Но теперь еще появляется две «незарегистрированные сверхсмертности» - на охваченных территориях (недоучли) и на неохваченных территориях (не учитывали вообще). И вот тут становится совсем интересно, поскольку опять нет расчетов, как ее определяли. Зато можно вернуться к предыдущей статье, в которой как раз недоучет был посчитан. И так, Кондрашин [3, с. 107] взял за 1933 год помесячные данные по неохваченному учетом населению и умножил их на среднегодовые показатели смертности, после чего получил число умерших на неохваченных территориях (38409 человек по всему Поволжью). Кстати, этот самый недоучет от не охвата составляет 8% от всей смертности в 1933 году. После чего была рассчитана «сверхсмертность» - 16973. Вот только ни одно из этих чисел с представленными «незарегистрированными сверхсмертями» не совпадает. Или еще не охват 1932 год прибавили? Тайна сия великая есть. Так что вопрос, как считалось, остается открытым.
И главный вопрос - а зачем вообще это нужно было считать? На каком основании Кондрашин предполагает, что их потом советские статистики недосчитали? Напоминаем, пан Ефименко из Украины что-то писал, насчет недоучетов, только
впросак попал со своими расчетами , поскольку по документам все недоучеты учли и не охваты досчитали. Так что, возможно стоило бы Кондрашину в РГАЭ внимательно посмотреть?
В конце концов - вот как так можно? Один объект - и совсем разные цифры. Как в анекдоте: хорошая болезнь склероз, каждые пять минут что-то новое узнаешь. И самое удивительное то, что хоть как-то вменяемые цифры среди всего этого альтернативно математического чуда, опубликованы в насквозь голодоморном украинском издании.
Ну и получается у нас все тот же вывод. И чем принципиально отличается современная российская голодоморная наука от украинской? А практически ничем. Все тот же антисоветизм и альтернативная математика в угоду текущему моменту.
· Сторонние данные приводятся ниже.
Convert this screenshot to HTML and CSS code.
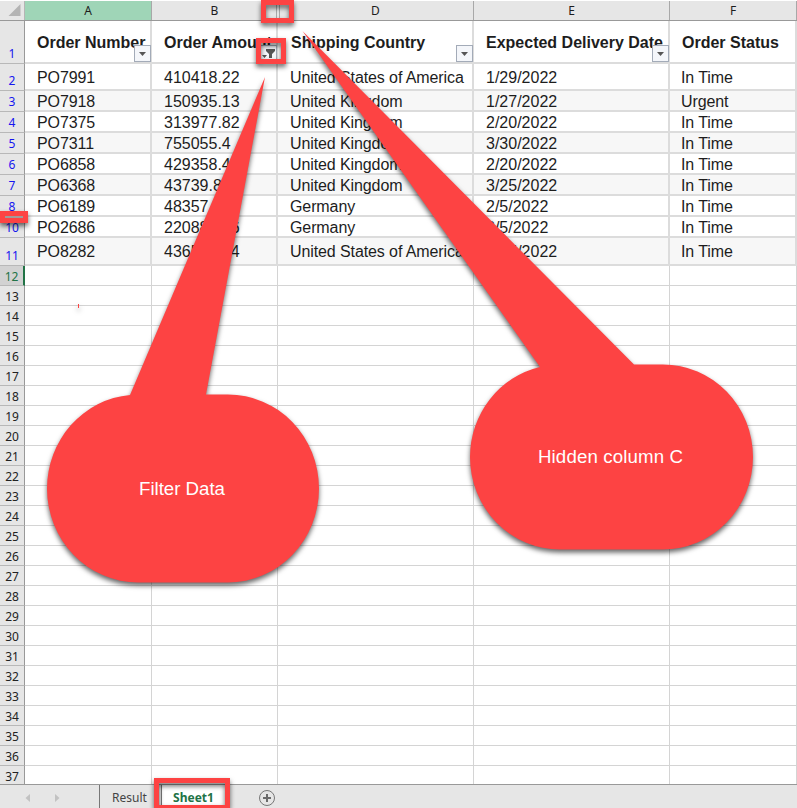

1. Кондрашин В.В. Голод 1932-1933 годов в деревнях Поволжья «Вопросы истории», № 6, 1991. С. 177
2. Кондрашин В.В. Голод 1932-1933 годов: трагедия российской деревни. М.: РОССПЭН, 2008. 519 с.
3. Кондрашин В.В. Голод 1932 - 1933 гг. в Поволжье и на Южном Урале // Научно-публицистический журнал «Центр и периферия», 2009 № 3. с. 102-109
4. РГАЭ 4372.31.335.30
5. РГАЭ 4372.31.335.32
6. РГАЭ 1562.329.256.21-22
7. Голод в СССР. 1929-1934: В 3 т. Т. 3: Лето 1933 - 1934. Отв. составитель В.В. Кондрашин. - М.: МФД, 2013. с. 677-678
8. Кондрашин В.В. Голод 1932-1933 годов в Поволжье // Голод в Україні у першій половині ХХ століття: причини та наслідки (1921- 1923, 1932-1933, 1946-1947): Матеріали Міжнародної наукової конференції. Київ, 20-21 листопада 2013 р. - К., 2013. с. 249-255.